I have taken a pill to kill
The thin
Papery feeling.
O Saboteur,
Kamikaze man —-
The stain on your
Gauze Ku Klux Klan
Babushka
Darkens and tarnishes and when
The balled
Pulp of your heart
Confronts its small
Mill of silence
How you jump —-
Trepanned veteran,
Dirty girl,
Thumb stump.
A few years later, I had my own experience with a wounded thumb. Not a knife cut, but a pin prick — enough to draw drops of blood. And I wrote a poem, unquestionably influenced by Cut. I was mourning the loss of a first love. Admittedly, about two years after the fact. And honestly, I think I was more engaged in the craft of the poem, than the depth of the feeling at that point.
But the memory of my own wounded-thumb poem was stimulated by my little kitchen accident this weekend. A weekend where I also attended several screenings at the New York Gay and Lesbian film festival. And Saturday’s presentation (before I cut my thumb) was a series of short films, all about boys of various ages, dealing with the strange experiences of identifying their feelings — sexual and emotional — for other boys. And the sometimes sad confusion and disappointment when those feelings are not reciprocated.

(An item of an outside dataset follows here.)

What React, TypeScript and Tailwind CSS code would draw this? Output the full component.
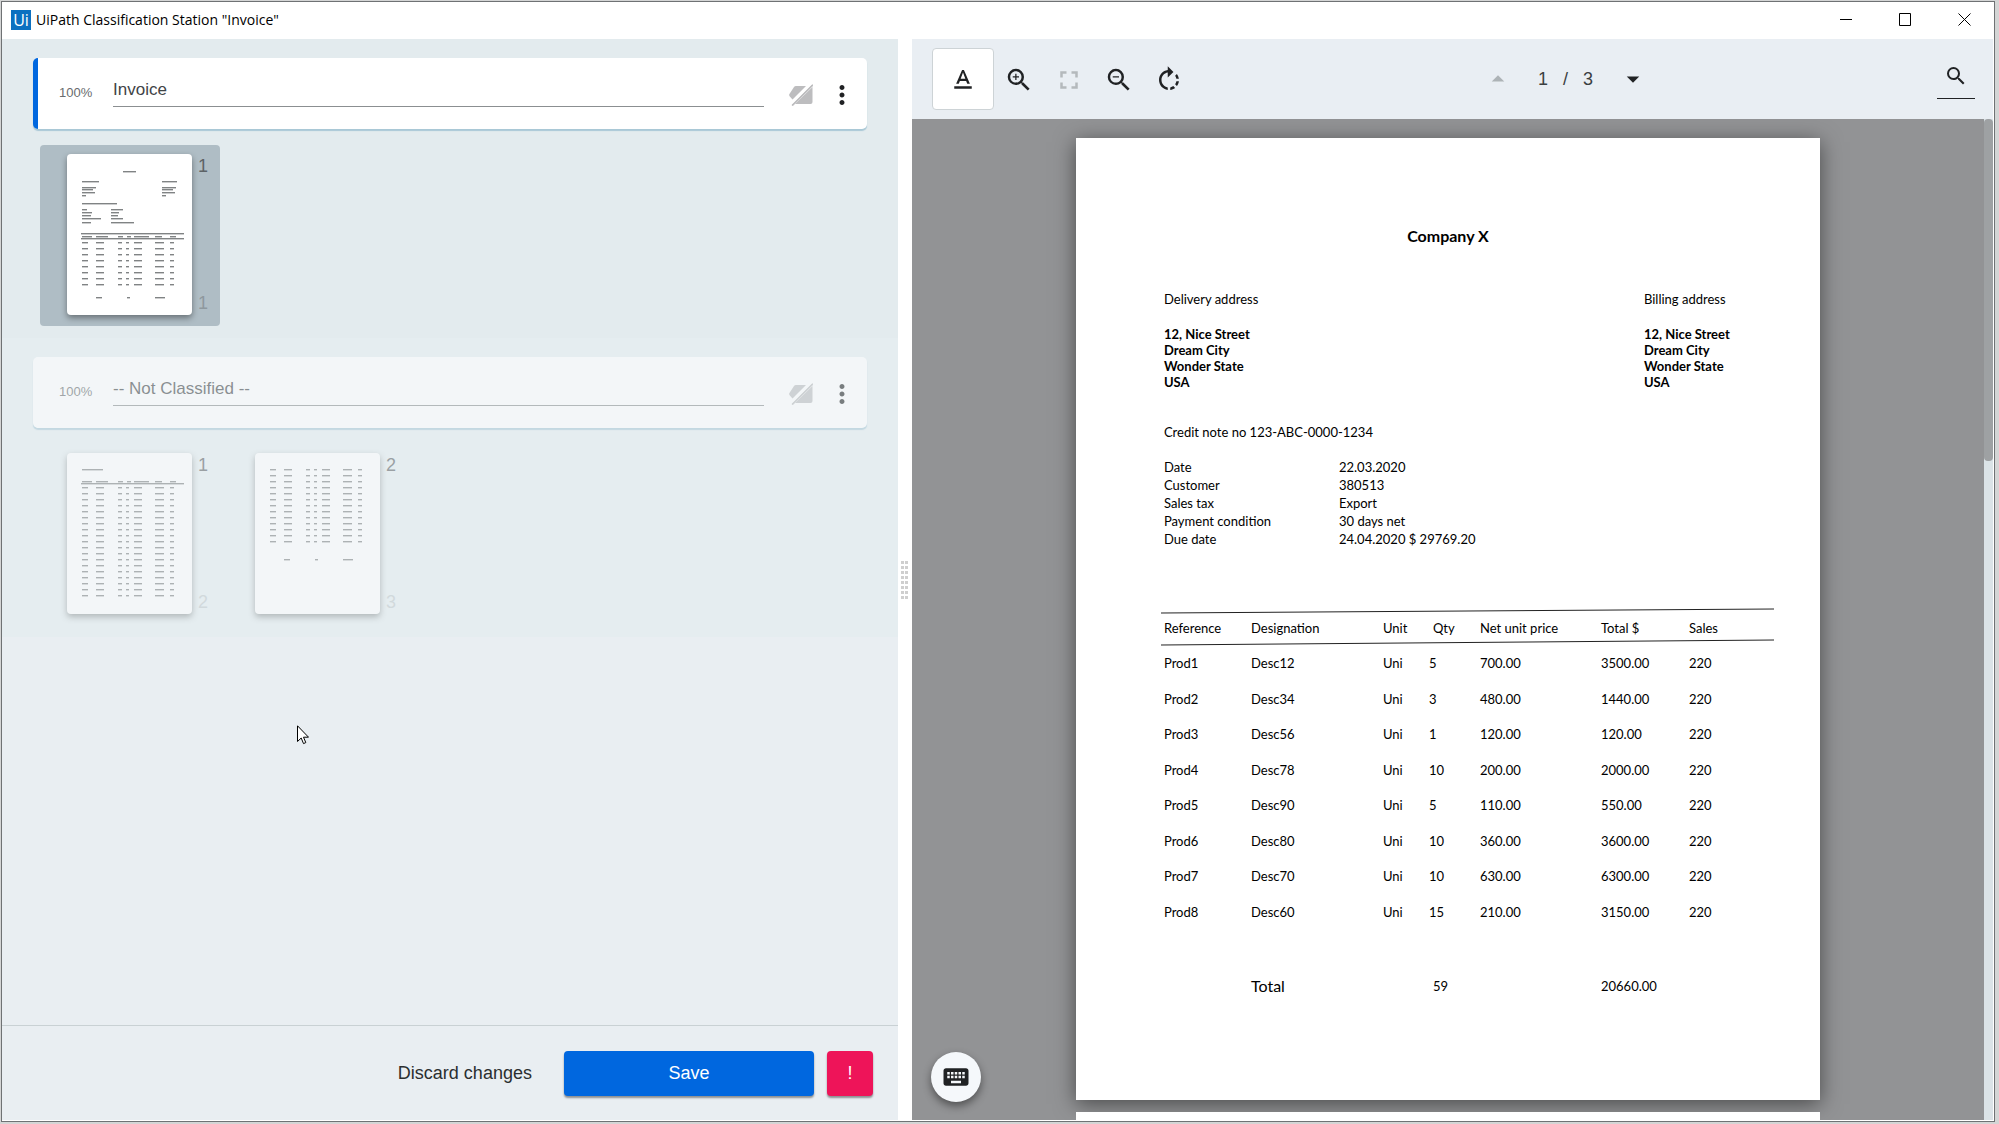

Here’s my own poem. A bit influenced also by Peter Schaffer’s play Equus, which our university theater performed shortly after it premiered in New York and which was recently revived on Broadway with Daniel Radcliffe of Harry Potter fame. A quote from the script: “… to go through life and call it yours – your life – you first have to get your own pain. Pain that’s unique to you.”
Pain
Pain in a pin-pricked thumb.
Throbbing drops of blood
from this stupid digit.
I could count them, these pains,
until I’m numb,
until the numbness set in.
Inset like a dumb, red gem.
Silent jewel of a ring of pains.
Token of broken engagements.
Refined from the mine of pain.
Mine alone. The sole possession
of a solitary, stone-cold soul,
Whom the Chinese anesthesiologist
pin-pricks to relieve the pains.
I relive the pains and count them.
That account for me, that amount to me,
But that can’t surmount me now –
for the numbness has set in.
Lexington, VA, 1974
Ironically, when I went to a client meeting at the New York Stock Exchange today, one of my clients had several bandaids taped over a finger. She looked at my bandaged thumb and asked, “What did you do?” “Cut it slicing romaine,” I said, “and you?” “Cilantro,” she replied.